Mental Health
Mental health is a vital part of our overall health and our lived experience. Our mental and emotional states affect nearly every aspect of our bodies, including breathing and blood pressure, the regulation of our digestive systems and nervous systems, our perception of pain, and our ability to get enough rest. When we have freedom, autonomy, respect, esteem, support, and positive relationships with other people, we feel better, are more resilient, take better care of ourselves and each other, and even live longer.
Sex and gender matter to mental health. Women, girls, and gender-expansive people have lower rates of some mental health conditions, such as schizophrenia, and higher rates of others, including depression, anxiety, and eating problems. Female bodies often respond differently to medication than male bodies. Medical and mental health professionals regard our symptoms and suffering differently too, especially when we are also BIPOC, incarcerated, immigrants, or in any other oppressed community.
Our mental health is also influenced by genetics and epigenetics. Mental illnesses and psychiatric disabilities—for example, major depression and alcoholism—often run in families. But even when we have a predisposition toward a particular issue, it generally takes a trigger or triggers for the disorder to take root and grow in us. And most conditions are caused by some combination of heredity and environment.

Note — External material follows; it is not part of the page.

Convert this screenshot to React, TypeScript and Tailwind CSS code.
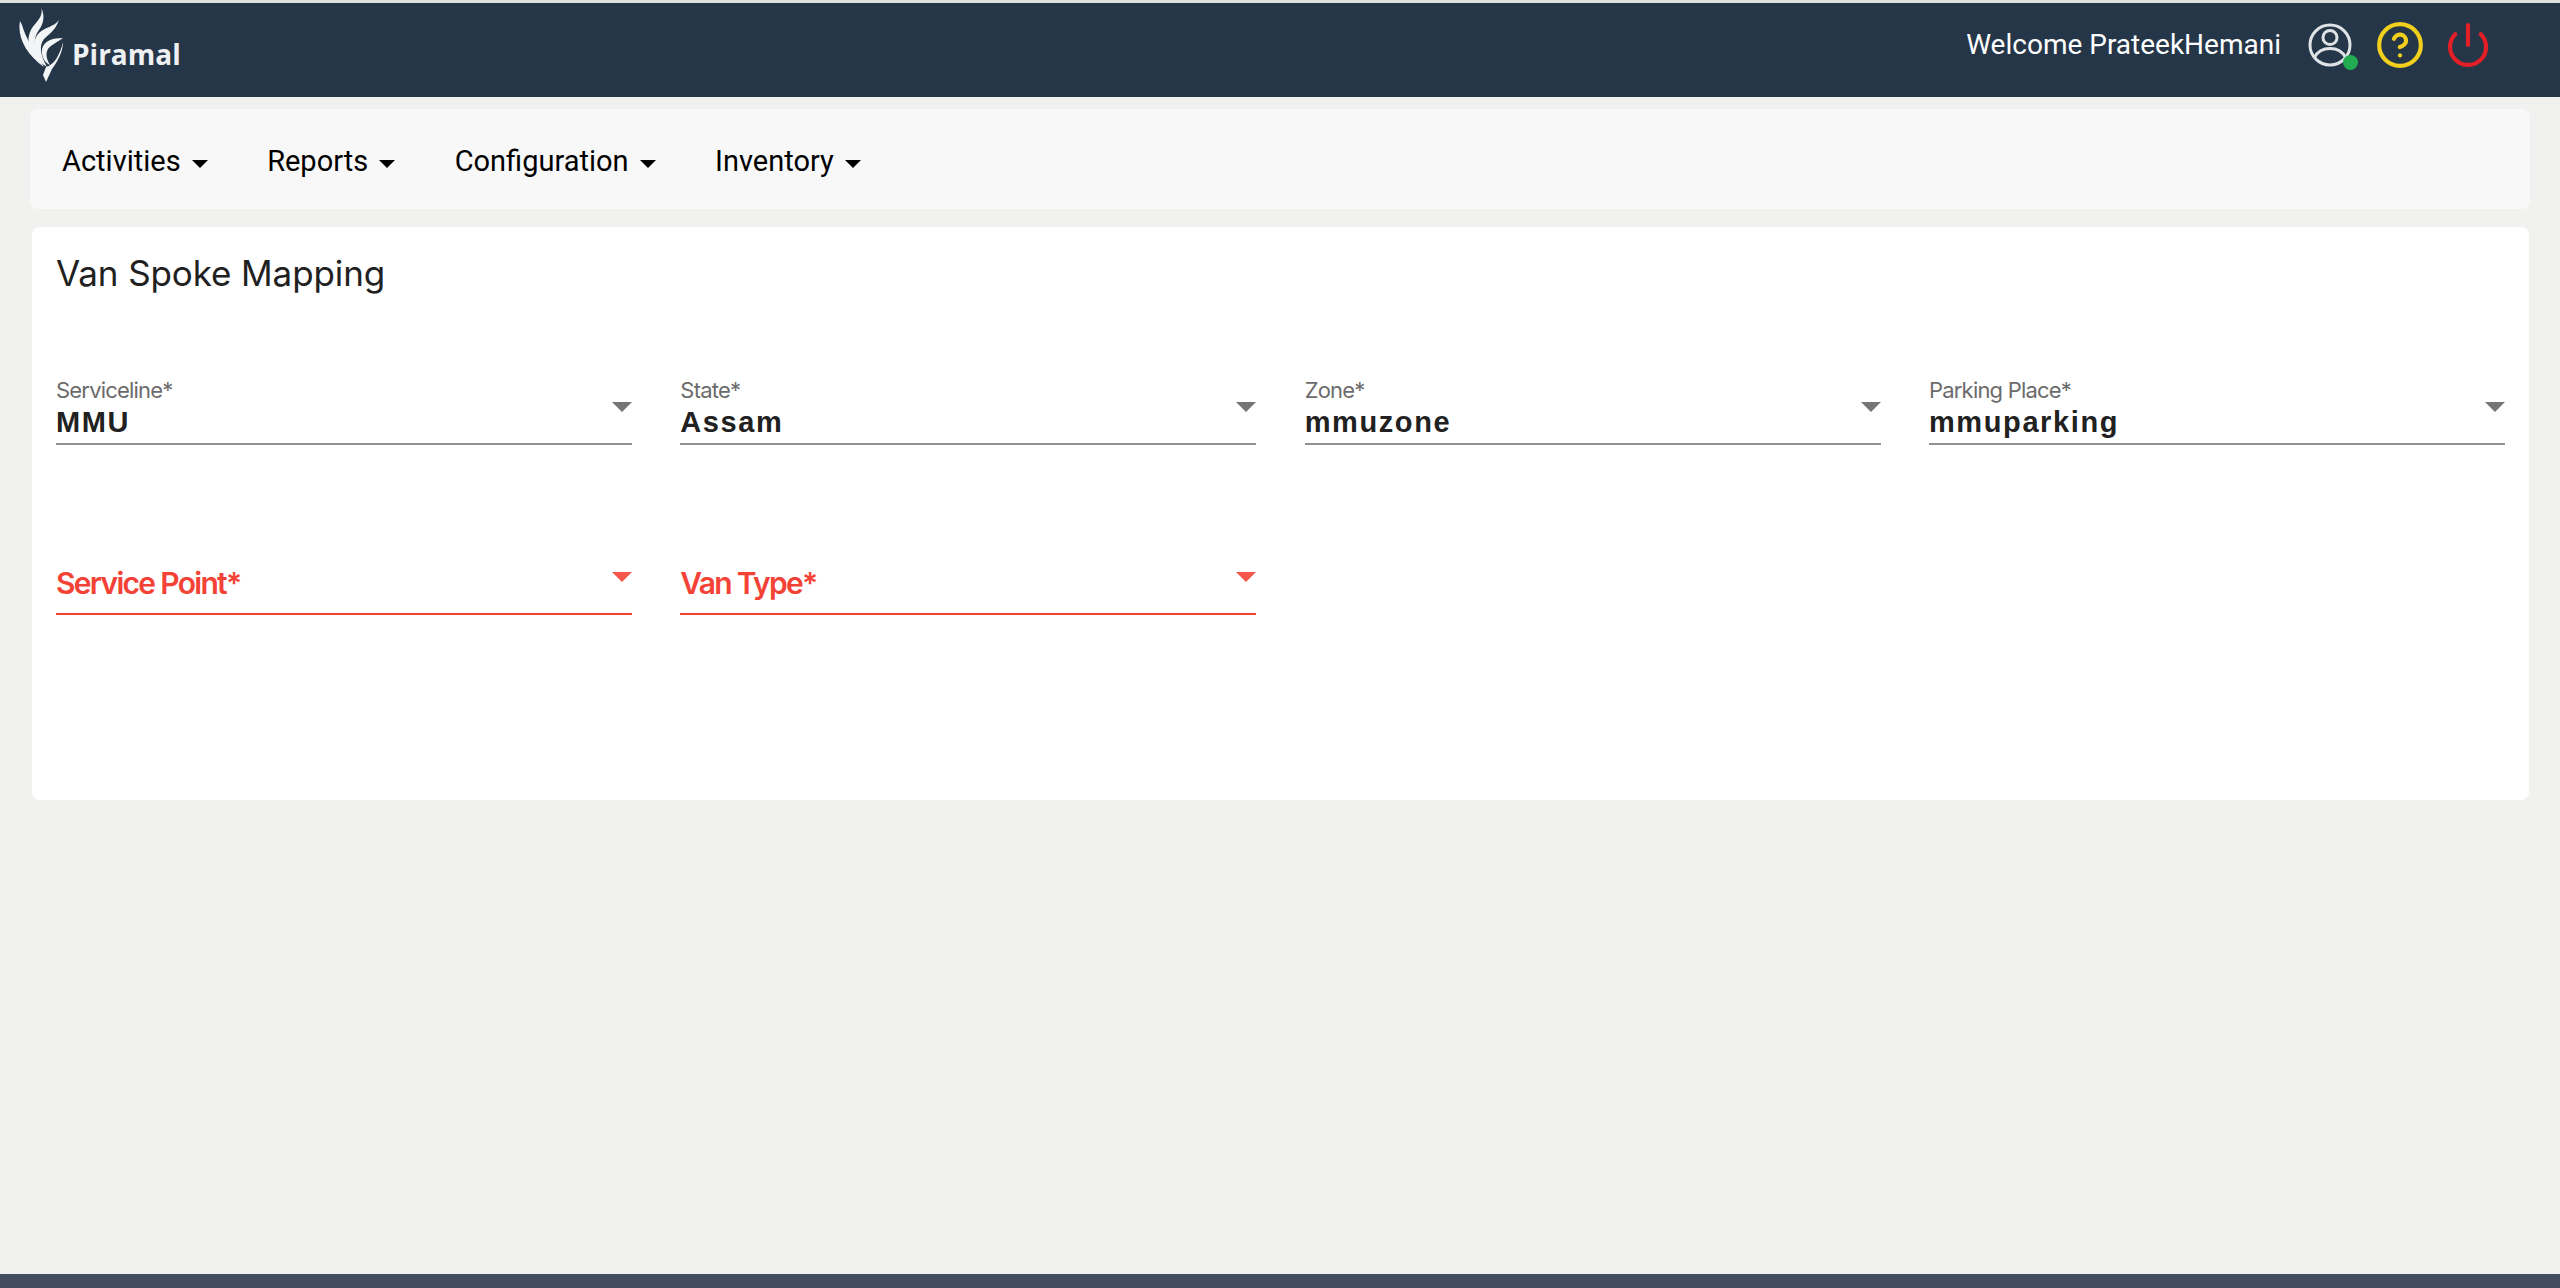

Feminists have been building alternative approaches and influencing the mental health fields for generations now. Millions of us have found, and continue to find, help and healing in the mental health system. Certainly we deserve high-quality, culturally appropriate treatment options for our mental as well as physical health. Still, it can be very challenging to find appropriate help for our mental and emotional suffering in our capitalist health care system. Mental health institutions, professions, and practices—like all institutions in society—have deep histories of racism and sexism, and have harmed millions of women and gender-expansive people with oppressive diagnoses and “treatments.” Large numbers of feminists have entered the mental health field since the 1970s seeking to overcome some of these problems.

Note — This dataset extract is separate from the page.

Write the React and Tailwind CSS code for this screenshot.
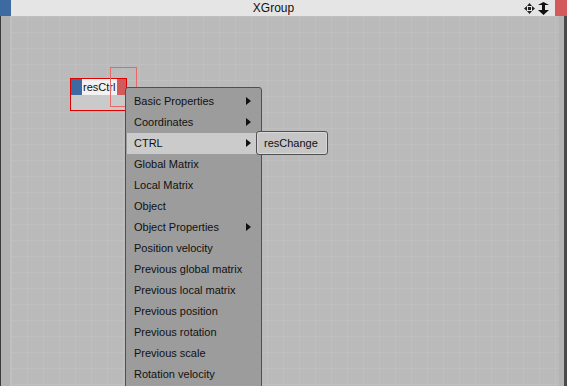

Mainstream psychiatry and psychology continue to medicalize our suffering, however, looking for causes mainly in the individual. In tandem with for-profit health care, they typically offer pills rather than holistic treatment. While medications may be effective, and even lifesaving, they should not replace competent, caring clinical treatment. Mainstream psychiatry rarely acknowledges how racism, poverty, homophobia, transphobia, and patriarchy affect our mental health. And they too rarely consider factors such as violence in our communities, sexual abuse, harassment, assault, cultural and media expectations about femininity, and our disproportionate responsibility for children, elders, and families. Instead of connecting our mental health to our environments, mainstream psychology and psychiatry focus on labels, diagnoses, genetics, biology, and “distorted thinking.” Social work, among the mental health fields, tends to be better at understanding human suffering in more holistic, humanistic terms.
Despite our critiques of the mental health industry, women and gender-expansive people need real solutions to help us through life’s psychological stress, suffering, and disabilities, whether caused by oppression, genetics, or inevitable human experiences like heartbreak, grief, and great fear.
When we view sadness, anger, fear, unwellness, loneliness, and even aggression with an intersectional feminist lens, we understand our experiences and emotions in a new way. Feminism also gives us more tools that help us to survive and thrive.